Not specifically. An emergency fund remains essential. But a leaner baseline lifestyle means you need a smaller fund to cover essentials — which can free cash for savings.
How do raises and bonuses differ when it comes to spending creep?
Bonuses are one-off and easier to funnel into savings. Raises are recurring and more dangerous: if you spend the raise, your baseline rises permanently.
Can social media worsen lifestyle inflation?
Yes. Social media fuels comparison and normalizes expensive lifestyles, making upgrades feel necessary rather than optional.
Is there a mental trick to avoid impulse upgrades?
Use a cooling-off period. Wait 30 days before big purchases. Often the urge fades and you avoid buyer’s remorse.
How do I handle guilt about enjoying money while trying to save?
Reframe: deliberate enjoyment is different from mindless upgrading. Budget for joy so you can spend guilt-free on what truly matters.
What role does insurance play in managing lifestyle inflation?
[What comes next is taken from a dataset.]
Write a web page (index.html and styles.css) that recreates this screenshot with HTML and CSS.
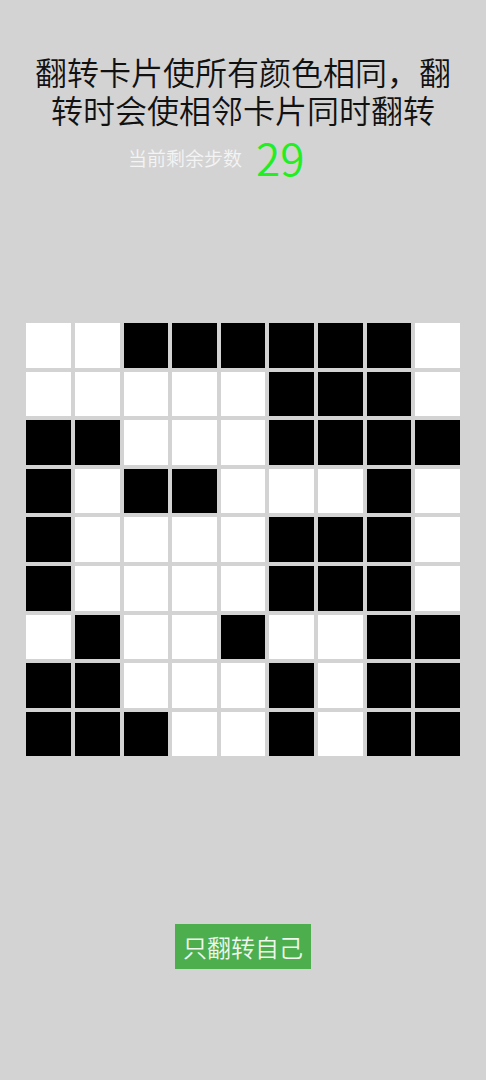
FILE: index.html
```html
<!DOCTYPE html>
<html lang="zh-CN">
<head>
<meta charset="utf-8">
<title>翻转卡片</title>
<link rel="stylesheet" href="styles.css">
</head>
<body>
<div class="page">
  <h1 class="title">翻转卡片使所有颜色相同，翻转时会使相邻卡片同时翻转</h1>
  <div class="counter">
    <span class="counter-label">当前剩余步数</span>
    <span class="counter-value">29</span>
  </div>
  <div class="board">
    <div class="cell w"></div><div class="cell w"></div><div class="cell b"></div><div class="cell b"></div><div class="cell b"></div><div class="cell b"></div><div class="cell b"></div><div class="cell b"></div><div class="cell w"></div>
    <div class="cell w"></div><div class="cell w"></div><div class="cell w"></div><div class="cell w"></div><div class="cell w"></div><div class="cell b"></div><div class="cell b"></div><div class="cell b"></div><div class="cell w"></div>
    <div class="cell b"></div><div class="cell b"></div><div class="cell w"></div><div class="cell w"></div><div class="cell w"></div><div class="cell b"></div><div class="cell b"></div><div class="cell b"></div><div class="cell b"></div>
    <div class="cell b"></div><div class="cell w"></div><div class="cell b"></div><div class="cell b"></div><div class="cell w"></div><div class="cell w"></div><div class="cell w"></div><div class="cell b"></div><div class="cell w"></div>
    <div class="cell b"></div><div class="cell w"></div><div class="cell w"></div><div class="cell w"></div><div class="cell w"></div><div class="cell b"></div><div class="cell b"></div><div class="cell b"></div><div class="cell w"></div>
    <div class="cell b"></div><div class="cell w"></div><div class="cell w"></div><div class="cell w"></div><div class="cell w"></div><div class="cell b"></div><div class="cell b"></div><div class="cell b"></div><div class="cell w"></div>
    <div class="cell w"></div><div class="cell b"></div><div class="cell w"></div><div class="cell w"></div><div class="cell b"></div><div class="cell w"></div><div class="cell w"></div><div class="cell b"></div><div class="cell b"></div>
    <div class="cell b"></div><div class="cell b"></div><div class="cell w"></div><div class="cell w"></div><div class="cell w"></div><div class="cell b"></div><div class="cell w"></div><div class="cell b"></div><div class="cell b"></div>
    <div class="cell b"></div><div class="cell b"></div><div class="cell b"></div><div class="cell w"></div><div class="cell w"></div><div class="cell b"></div><div class="cell w"></div><div class="cell b"></div><div class="cell b"></div>
  </div>
  <div class="actions">
    <button class="btn-self" type="button">只翻转自己</button>
  </div>
</div>
</body>
</html>
```

FILE: styles.css
```css
html, body {
  margin: 0;
  padding: 0;
  background: #d3d3d3;
  font-family: "Noto Sans CJK SC", "Noto Sans", sans-serif;
}

.page {
  width: 486px;
  min-height: 1080px;
}

.title {
  margin: 0;
  padding: 52px 20px 0;
  font-size: 32px;
  font-weight: 350;
  line-height: 38px;
  color: #111;
  text-align: center;
}

.counter {
  display: flex;
  justify-content: center;
  align-items: center;
  margin-top: 8px;
  height: 42px;
}

.counter-label {
  font-size: 19px;
  font-weight: 350;
  line-height: 1;
  color: #f4f4f4;
}

.counter-value {
  width: 102px;
  margin-left: 14px;
  font-size: 44px;
  font-weight: 350;
  line-height: 1;
  color: #22ee22;
}

.board {
  width: 90%;
  margin: 143px auto 0;
  display: grid;
  grid-template-columns: repeat(9, 1fr);
}

.cell {
  margin: 2px;
  aspect-ratio: 1 / 1;
}

.cell.w { background: #ffffff; }
.cell.b { background: #000000; }

.actions {
  display: flex;
  justify-content: center;
  margin-top: 166px;
}

.btn-self {
  border: none;
  margin: 0;
  padding: 0 8px;
  height: 45px;
  background: #4cae4c;
  color: #eef6ee;
  font-family: "Noto Sans CJK SC", "Noto Sans", sans-serif;
  font-size: 24px;
  font-weight: 350;
  line-height: 45px;
}
```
Insurance protects you from catastrophic events that could otherwise force you to spend savings. It doesn’t stop creep, but it prevents one bad event from erasing years of progress.
Should I downsize if I’ve already upgraded too much?
If the ongoing costs of upgrades threaten your goals or peace of mind, downsizing is a powerful, positive move toward freedom — not a failure.
Can lifestyle inflation affect retirement income needs?
Yes. Higher baseline spending in midlife means you’ll likely need more income in retirement. Reducing creep now lowers the retirement number you must hit.
Where should I start if I want to cut spending creep but don’t know how?
Start with tracking. Know where money goes for 30 days. Pick one recurring cost to cut, automate a savings transfer, and celebrate the small win.
What’s one habit that helps prevent lifestyle inflation forever?
Automating the habit of saving a portion of every income increase. Make savings the default — not upgrades.